The simulation framework also supports supply-side estimation with a cost function. This requires a third formulation (X3) and supply instruments:

# DGP with supply side
id_data_supply <- build_id_data(T = 30, J = 15, F = 3)
set.seed(99)
id_data_supply$x <- runif(nrow(id_data_supply), 0, 1)
id_data_supply$w <- runif(nrow(id_data_supply), 0.5, 1.5)  # cost shifter

supply_sim <- blp_simulation(
  product_formulations = list(
    blp_formulation(~ prices + x),   # X1: demand
    blp_formulation(~ x),            # X2: RC on x
    blp_formulation(~ x + w)         # X3: cost function
  ),
  product_data = id_data_supply,
  beta = c(1.0, -3.0, 1.5),
  sigma = matrix(0.5),
  gamma = c(0.5, 0.3, 0.8),   # true cost parameters
  integration = blp_integration("product", size = 5),
  xi_variance = 0.3,
  omega_variance = 0.2,
  correlation = 0.7,  # correlation between xi and omega
  seed = 99
)

supply_data <- supply_sim$replace_endogenous()
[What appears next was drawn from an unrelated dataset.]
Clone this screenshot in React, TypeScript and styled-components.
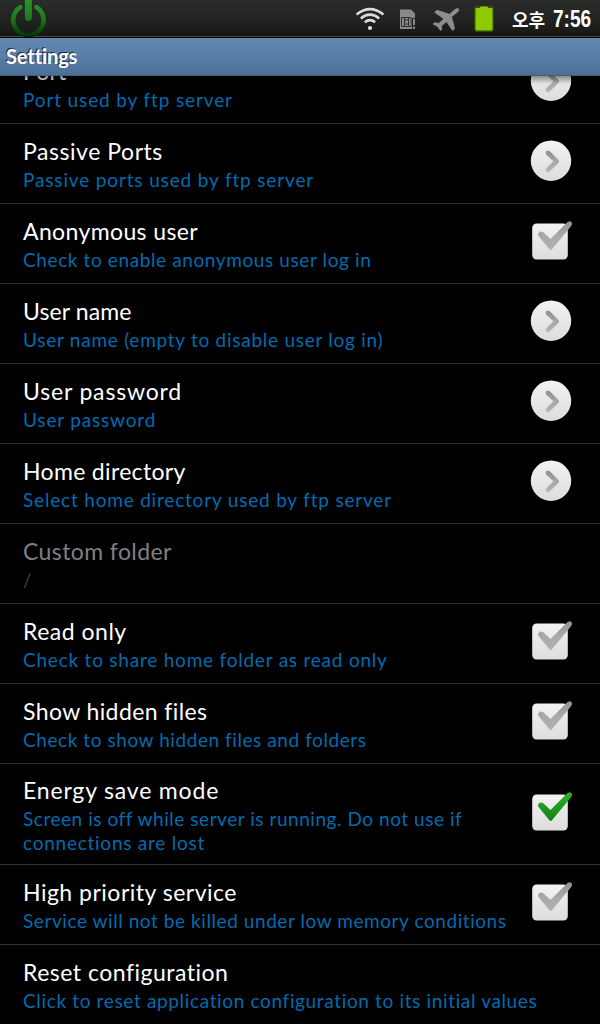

# The resulting problem will include supply-side estimation
supply_problem <- supply_data$to_problem()

Summary

The simulation framework in rblp provides a complete toolkit for:

Validation: confirm that the estimator recovers known parameters
Power analysis: how many markets/products are needed for acceptable precision?
Instrument comparison: which instruments perform better in finite samples?
Robustness: how sensitive are results to DGP assumptions?

Function	Purpose
`build_id_data(T, J, F)`	Create balanced panel structure
`blp_simulation(...)`	Specify DGP with true parameters
`sim$replace_endogenous()`	Solve for equilibrium prices/shares
`sim_data$to_problem()`	Convert to estimation problem
`build_blp_instruments()`	Traditional BLP instruments
`build_differentiation_instruments()`	Gandhi-Houde instruments

References

Berry, S., Levinsohn, J., & Pakes, A. (1995). Automobile Prices in Market Equilibrium. Econometrica, 63(4), 841-890.
Gandhi, A. & Houde, J.-F. (2020). Measuring Substitution Patterns in Differentiated-Products Industries. NBER Working Paper.
Conlon, C. & Gortmaker, J. (2020). Best Practices for Differentiated Products Demand Estimation with pyblp. RAND Journal of Economics, 51(4), 1108-1161.